» **EXERCISE DETAILS**: Which lines hold the word "that"? Copy each of them from the material.

» **ROWS**:

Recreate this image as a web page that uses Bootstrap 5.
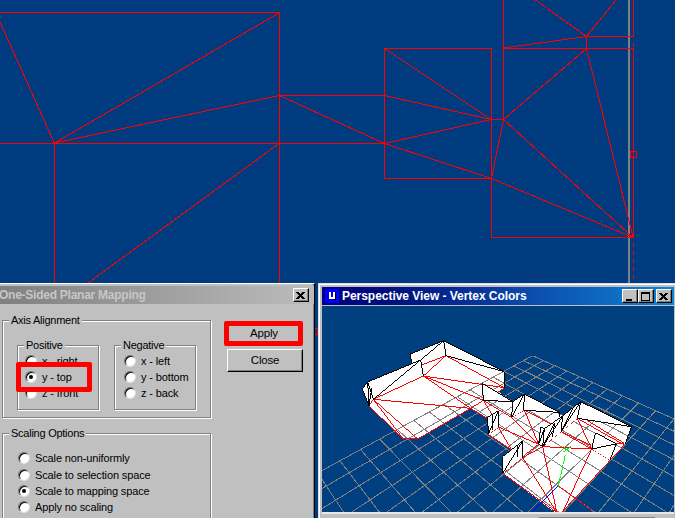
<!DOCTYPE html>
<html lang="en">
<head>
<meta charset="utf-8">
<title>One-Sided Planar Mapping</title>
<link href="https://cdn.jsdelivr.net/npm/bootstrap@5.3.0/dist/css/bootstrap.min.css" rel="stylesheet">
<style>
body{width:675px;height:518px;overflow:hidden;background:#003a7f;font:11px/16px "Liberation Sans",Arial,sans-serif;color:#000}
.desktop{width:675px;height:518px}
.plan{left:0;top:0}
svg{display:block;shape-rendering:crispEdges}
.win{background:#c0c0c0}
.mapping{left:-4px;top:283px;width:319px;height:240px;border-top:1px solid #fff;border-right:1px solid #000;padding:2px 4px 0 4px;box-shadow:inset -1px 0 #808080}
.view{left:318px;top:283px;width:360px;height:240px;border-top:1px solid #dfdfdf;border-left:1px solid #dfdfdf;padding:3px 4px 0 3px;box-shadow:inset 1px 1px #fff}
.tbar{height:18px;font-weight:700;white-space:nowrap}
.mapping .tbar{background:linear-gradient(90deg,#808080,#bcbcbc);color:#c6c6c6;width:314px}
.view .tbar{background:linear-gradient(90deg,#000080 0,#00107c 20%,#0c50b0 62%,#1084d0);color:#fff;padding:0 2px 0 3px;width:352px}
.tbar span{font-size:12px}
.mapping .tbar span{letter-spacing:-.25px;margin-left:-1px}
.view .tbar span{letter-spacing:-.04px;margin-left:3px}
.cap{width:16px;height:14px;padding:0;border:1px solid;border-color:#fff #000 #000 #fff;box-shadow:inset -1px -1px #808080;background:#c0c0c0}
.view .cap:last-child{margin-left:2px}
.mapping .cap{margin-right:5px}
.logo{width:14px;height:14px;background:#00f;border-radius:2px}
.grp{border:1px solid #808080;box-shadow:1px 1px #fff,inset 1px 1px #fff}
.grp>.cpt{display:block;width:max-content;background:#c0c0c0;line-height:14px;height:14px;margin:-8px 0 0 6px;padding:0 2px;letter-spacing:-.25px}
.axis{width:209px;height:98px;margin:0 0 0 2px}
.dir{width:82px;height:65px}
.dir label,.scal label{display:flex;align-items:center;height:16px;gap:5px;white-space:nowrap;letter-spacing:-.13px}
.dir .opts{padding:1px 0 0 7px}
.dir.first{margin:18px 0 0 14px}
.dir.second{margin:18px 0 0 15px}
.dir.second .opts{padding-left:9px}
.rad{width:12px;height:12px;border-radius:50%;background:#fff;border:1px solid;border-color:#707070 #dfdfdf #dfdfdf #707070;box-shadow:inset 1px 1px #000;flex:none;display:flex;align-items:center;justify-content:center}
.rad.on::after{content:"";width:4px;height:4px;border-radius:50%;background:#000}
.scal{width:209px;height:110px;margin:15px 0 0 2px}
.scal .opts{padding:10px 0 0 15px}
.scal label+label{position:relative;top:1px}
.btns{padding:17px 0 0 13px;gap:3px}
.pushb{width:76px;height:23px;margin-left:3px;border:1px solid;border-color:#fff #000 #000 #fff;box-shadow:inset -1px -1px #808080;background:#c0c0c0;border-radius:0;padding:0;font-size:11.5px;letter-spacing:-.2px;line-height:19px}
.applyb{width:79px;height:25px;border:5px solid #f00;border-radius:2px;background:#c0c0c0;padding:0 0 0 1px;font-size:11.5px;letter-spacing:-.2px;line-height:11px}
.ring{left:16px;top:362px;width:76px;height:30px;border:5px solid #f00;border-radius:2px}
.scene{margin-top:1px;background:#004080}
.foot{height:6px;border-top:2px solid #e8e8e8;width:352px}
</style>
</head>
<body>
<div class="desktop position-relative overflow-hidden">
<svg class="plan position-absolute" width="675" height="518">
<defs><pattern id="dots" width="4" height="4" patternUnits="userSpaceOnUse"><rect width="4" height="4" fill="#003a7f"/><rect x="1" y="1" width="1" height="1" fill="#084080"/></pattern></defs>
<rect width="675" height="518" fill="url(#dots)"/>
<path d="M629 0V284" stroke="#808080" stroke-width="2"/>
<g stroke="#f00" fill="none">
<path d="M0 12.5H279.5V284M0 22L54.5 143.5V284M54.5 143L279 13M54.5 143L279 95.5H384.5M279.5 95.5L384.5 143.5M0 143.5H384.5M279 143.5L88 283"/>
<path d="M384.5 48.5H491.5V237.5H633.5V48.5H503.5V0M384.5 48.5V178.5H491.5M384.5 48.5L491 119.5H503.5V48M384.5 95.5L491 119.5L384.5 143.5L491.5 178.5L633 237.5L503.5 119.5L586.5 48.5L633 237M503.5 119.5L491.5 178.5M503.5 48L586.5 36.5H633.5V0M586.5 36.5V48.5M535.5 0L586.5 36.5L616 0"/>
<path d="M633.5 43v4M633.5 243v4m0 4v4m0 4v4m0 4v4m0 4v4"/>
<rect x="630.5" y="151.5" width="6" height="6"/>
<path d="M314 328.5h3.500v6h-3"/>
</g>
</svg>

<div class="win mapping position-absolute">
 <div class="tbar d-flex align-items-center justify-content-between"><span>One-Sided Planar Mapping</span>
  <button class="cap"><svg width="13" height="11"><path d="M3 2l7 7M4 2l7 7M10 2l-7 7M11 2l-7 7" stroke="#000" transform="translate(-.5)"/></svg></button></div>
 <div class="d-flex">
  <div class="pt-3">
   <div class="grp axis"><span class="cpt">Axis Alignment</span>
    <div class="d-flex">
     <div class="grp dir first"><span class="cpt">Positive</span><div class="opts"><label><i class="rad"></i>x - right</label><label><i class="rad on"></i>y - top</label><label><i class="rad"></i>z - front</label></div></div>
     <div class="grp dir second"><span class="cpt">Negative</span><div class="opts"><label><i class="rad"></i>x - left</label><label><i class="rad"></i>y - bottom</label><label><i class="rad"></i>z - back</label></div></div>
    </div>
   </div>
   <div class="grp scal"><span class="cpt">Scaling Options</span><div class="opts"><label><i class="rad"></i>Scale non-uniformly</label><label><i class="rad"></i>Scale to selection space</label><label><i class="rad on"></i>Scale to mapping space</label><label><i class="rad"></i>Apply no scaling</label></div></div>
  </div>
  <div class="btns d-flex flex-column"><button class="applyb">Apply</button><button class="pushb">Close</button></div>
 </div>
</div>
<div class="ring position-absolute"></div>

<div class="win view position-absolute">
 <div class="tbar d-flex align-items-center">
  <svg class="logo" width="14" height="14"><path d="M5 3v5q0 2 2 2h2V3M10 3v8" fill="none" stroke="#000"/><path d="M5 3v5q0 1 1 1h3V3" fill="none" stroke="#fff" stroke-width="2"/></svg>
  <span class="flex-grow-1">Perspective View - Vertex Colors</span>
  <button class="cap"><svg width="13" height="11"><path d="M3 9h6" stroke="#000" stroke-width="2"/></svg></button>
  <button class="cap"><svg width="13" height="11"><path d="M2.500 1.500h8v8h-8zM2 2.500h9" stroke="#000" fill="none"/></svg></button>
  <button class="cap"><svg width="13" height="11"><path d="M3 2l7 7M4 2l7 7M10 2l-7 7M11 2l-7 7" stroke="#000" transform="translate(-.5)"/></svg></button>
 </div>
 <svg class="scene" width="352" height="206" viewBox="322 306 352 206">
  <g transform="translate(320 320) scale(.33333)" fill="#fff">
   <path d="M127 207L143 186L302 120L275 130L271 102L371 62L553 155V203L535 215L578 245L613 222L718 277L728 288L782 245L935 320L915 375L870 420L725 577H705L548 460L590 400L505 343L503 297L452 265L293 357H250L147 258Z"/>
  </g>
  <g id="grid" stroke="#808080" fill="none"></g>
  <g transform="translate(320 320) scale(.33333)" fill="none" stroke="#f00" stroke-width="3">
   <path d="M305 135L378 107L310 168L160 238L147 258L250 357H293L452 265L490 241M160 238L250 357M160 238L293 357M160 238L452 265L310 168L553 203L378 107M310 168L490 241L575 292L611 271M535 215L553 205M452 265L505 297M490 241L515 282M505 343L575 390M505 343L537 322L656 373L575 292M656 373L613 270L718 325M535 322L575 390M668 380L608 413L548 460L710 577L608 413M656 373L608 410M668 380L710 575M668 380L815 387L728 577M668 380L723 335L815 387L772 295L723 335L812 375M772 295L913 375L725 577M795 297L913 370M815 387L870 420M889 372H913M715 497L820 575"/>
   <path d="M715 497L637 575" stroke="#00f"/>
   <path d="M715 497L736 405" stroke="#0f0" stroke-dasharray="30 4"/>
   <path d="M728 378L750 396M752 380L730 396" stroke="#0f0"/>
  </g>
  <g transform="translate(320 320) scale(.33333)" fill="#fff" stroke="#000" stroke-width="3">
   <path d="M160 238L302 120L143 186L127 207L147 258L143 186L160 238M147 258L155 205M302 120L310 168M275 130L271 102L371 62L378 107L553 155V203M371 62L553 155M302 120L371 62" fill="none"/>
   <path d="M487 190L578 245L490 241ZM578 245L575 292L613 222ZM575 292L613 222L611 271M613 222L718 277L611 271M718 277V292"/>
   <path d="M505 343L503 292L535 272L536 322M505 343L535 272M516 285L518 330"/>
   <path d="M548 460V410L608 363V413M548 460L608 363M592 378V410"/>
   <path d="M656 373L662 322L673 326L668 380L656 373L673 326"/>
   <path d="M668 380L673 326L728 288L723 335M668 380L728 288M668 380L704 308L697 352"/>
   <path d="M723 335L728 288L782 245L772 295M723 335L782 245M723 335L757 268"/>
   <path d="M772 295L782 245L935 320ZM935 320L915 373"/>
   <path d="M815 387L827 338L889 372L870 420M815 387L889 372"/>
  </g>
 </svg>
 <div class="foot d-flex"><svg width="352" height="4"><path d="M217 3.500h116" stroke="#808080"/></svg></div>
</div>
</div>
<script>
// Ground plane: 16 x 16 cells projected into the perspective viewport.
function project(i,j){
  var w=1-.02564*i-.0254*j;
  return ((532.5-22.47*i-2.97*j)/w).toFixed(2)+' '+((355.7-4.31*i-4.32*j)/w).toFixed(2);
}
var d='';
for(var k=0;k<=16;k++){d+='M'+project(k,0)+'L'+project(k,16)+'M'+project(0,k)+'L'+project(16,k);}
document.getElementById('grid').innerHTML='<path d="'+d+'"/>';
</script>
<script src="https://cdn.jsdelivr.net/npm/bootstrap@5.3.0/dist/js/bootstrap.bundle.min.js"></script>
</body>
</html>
--
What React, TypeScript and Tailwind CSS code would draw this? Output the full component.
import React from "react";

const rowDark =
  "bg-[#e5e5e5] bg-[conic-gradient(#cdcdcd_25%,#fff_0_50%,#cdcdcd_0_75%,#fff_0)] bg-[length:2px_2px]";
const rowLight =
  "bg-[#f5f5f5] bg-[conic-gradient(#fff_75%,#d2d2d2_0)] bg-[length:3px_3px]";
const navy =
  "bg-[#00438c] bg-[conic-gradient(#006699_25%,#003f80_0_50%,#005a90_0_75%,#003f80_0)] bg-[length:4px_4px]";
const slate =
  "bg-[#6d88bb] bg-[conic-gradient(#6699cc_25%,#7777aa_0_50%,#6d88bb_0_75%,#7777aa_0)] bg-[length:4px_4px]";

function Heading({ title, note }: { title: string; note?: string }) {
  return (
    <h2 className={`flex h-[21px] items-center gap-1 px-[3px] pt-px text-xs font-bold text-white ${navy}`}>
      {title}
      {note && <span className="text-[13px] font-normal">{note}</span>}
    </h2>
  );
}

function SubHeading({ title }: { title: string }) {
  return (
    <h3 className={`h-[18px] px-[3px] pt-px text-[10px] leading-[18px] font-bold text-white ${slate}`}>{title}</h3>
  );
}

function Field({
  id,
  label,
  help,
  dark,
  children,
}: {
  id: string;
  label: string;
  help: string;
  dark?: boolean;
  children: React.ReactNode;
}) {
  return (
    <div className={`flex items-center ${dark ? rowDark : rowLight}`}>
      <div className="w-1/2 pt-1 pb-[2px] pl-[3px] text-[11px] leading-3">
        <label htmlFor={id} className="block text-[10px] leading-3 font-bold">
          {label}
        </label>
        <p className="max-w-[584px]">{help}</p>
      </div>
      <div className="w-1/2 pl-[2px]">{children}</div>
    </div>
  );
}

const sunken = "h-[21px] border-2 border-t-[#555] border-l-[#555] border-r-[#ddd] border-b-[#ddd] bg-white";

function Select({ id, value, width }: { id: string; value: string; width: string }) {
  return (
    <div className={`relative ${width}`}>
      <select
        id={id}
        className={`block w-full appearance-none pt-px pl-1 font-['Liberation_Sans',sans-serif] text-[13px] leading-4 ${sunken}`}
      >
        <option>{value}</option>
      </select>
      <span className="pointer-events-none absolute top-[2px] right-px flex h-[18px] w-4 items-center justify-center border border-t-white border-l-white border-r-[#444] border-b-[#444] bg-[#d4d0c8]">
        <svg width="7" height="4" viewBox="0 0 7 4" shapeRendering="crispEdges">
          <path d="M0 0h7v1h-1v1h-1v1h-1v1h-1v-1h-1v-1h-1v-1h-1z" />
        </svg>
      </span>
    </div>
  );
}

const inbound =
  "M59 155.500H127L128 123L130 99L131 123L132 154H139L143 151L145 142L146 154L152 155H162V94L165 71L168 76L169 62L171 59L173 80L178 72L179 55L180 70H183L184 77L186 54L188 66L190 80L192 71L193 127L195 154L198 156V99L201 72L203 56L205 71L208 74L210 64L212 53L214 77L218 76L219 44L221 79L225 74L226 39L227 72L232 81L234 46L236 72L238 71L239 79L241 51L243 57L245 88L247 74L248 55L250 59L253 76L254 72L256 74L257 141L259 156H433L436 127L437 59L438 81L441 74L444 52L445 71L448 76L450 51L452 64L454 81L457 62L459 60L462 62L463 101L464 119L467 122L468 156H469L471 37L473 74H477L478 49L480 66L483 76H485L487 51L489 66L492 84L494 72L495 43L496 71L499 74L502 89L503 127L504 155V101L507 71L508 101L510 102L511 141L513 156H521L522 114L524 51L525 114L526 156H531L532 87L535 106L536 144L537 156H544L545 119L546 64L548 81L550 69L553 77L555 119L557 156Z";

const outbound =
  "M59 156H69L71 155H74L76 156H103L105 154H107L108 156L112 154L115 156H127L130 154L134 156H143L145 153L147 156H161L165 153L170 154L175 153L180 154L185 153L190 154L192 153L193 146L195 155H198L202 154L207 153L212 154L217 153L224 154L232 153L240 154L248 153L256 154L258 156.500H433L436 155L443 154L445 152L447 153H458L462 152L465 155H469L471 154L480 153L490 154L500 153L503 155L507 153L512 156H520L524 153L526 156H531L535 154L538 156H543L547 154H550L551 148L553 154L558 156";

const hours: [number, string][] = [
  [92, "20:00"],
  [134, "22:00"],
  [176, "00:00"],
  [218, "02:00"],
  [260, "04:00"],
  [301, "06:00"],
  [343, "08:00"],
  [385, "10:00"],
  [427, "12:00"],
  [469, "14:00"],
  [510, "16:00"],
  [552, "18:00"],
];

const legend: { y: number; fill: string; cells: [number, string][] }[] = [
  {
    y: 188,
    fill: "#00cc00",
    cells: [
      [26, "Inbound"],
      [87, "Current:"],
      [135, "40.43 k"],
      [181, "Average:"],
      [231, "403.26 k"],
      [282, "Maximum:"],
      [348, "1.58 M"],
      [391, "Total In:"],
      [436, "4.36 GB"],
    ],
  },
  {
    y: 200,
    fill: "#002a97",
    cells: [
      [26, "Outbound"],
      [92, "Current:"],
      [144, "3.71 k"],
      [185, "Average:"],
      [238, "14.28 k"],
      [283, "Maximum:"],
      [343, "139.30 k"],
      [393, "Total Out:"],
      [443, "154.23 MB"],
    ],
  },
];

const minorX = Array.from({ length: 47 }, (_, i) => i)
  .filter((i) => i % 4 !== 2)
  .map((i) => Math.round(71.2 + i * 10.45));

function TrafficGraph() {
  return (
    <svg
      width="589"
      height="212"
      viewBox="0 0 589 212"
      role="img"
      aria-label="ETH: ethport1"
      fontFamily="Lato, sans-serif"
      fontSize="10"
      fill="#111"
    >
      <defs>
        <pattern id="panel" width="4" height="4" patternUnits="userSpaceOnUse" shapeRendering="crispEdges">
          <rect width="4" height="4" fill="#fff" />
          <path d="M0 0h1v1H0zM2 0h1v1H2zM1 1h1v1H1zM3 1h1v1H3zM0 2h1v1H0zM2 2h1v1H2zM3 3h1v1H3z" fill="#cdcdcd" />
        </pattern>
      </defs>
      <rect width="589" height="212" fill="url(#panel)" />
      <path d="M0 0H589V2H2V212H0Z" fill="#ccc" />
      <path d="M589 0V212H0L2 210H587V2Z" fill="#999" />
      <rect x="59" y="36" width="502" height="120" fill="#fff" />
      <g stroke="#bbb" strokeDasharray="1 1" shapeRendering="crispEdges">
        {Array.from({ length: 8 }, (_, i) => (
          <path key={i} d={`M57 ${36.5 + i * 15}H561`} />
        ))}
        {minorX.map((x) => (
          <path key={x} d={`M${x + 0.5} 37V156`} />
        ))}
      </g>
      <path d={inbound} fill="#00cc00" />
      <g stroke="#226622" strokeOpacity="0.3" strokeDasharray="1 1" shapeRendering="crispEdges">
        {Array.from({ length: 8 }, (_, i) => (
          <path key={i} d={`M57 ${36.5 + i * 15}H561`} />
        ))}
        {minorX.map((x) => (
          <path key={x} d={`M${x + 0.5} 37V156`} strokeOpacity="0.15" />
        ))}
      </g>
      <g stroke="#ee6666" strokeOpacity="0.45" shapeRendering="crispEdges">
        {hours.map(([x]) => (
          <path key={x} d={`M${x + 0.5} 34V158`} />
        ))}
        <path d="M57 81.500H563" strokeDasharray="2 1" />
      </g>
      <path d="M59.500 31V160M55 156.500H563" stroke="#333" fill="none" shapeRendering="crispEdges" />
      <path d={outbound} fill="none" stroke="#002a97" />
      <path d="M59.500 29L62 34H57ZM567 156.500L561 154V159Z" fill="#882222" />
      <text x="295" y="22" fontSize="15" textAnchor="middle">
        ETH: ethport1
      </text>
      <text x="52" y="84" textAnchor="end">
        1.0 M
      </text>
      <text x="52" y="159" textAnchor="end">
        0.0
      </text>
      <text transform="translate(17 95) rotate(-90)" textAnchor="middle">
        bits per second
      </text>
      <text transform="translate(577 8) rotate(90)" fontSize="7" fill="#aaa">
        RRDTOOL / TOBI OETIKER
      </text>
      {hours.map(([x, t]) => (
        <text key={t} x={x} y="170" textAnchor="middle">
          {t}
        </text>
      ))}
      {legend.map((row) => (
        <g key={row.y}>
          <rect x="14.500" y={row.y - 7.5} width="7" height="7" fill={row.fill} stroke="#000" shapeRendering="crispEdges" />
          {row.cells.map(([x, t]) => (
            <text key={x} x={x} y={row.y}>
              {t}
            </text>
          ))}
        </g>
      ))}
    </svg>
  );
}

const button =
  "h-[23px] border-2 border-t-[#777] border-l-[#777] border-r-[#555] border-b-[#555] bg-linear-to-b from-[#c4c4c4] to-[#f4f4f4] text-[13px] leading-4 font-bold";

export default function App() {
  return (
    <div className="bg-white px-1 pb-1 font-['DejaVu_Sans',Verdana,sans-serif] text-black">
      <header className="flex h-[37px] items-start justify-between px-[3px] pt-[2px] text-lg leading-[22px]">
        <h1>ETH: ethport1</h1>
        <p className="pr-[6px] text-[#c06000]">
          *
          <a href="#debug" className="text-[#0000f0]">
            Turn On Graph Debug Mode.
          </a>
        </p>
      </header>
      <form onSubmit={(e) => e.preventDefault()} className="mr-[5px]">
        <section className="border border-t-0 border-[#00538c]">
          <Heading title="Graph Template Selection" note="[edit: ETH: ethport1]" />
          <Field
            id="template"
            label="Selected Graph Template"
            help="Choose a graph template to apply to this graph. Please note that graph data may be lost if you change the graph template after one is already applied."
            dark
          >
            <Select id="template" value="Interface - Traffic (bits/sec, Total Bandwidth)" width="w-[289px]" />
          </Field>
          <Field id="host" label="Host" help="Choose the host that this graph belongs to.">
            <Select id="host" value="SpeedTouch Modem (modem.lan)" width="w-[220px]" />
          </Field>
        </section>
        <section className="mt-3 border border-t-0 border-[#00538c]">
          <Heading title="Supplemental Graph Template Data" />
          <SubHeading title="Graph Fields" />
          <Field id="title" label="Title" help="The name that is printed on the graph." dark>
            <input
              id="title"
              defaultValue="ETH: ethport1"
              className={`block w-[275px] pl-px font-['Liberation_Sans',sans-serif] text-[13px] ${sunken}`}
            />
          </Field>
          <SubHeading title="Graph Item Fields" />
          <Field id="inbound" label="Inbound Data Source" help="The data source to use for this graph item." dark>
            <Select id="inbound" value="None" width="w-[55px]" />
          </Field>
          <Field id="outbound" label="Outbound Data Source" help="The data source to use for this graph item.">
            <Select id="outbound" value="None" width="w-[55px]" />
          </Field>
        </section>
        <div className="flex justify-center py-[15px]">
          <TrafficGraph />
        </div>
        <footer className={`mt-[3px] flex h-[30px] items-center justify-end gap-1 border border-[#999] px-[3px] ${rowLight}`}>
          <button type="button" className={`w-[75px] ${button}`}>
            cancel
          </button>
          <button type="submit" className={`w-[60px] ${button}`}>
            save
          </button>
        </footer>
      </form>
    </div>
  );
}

» **RESULT OF THE EXERCISE**:
Recreate this image as a web page that uses Bootstrap 5.
            help="Choose a graph template to apply to this graph. Please note that graph data may be lost if you change the graph template after one is already applied."
          <Field id="host" label="Host" help="Choose the host that this graph belongs to.">
          <Field id="title" label="Title" help="The name that is printed on the graph." dark>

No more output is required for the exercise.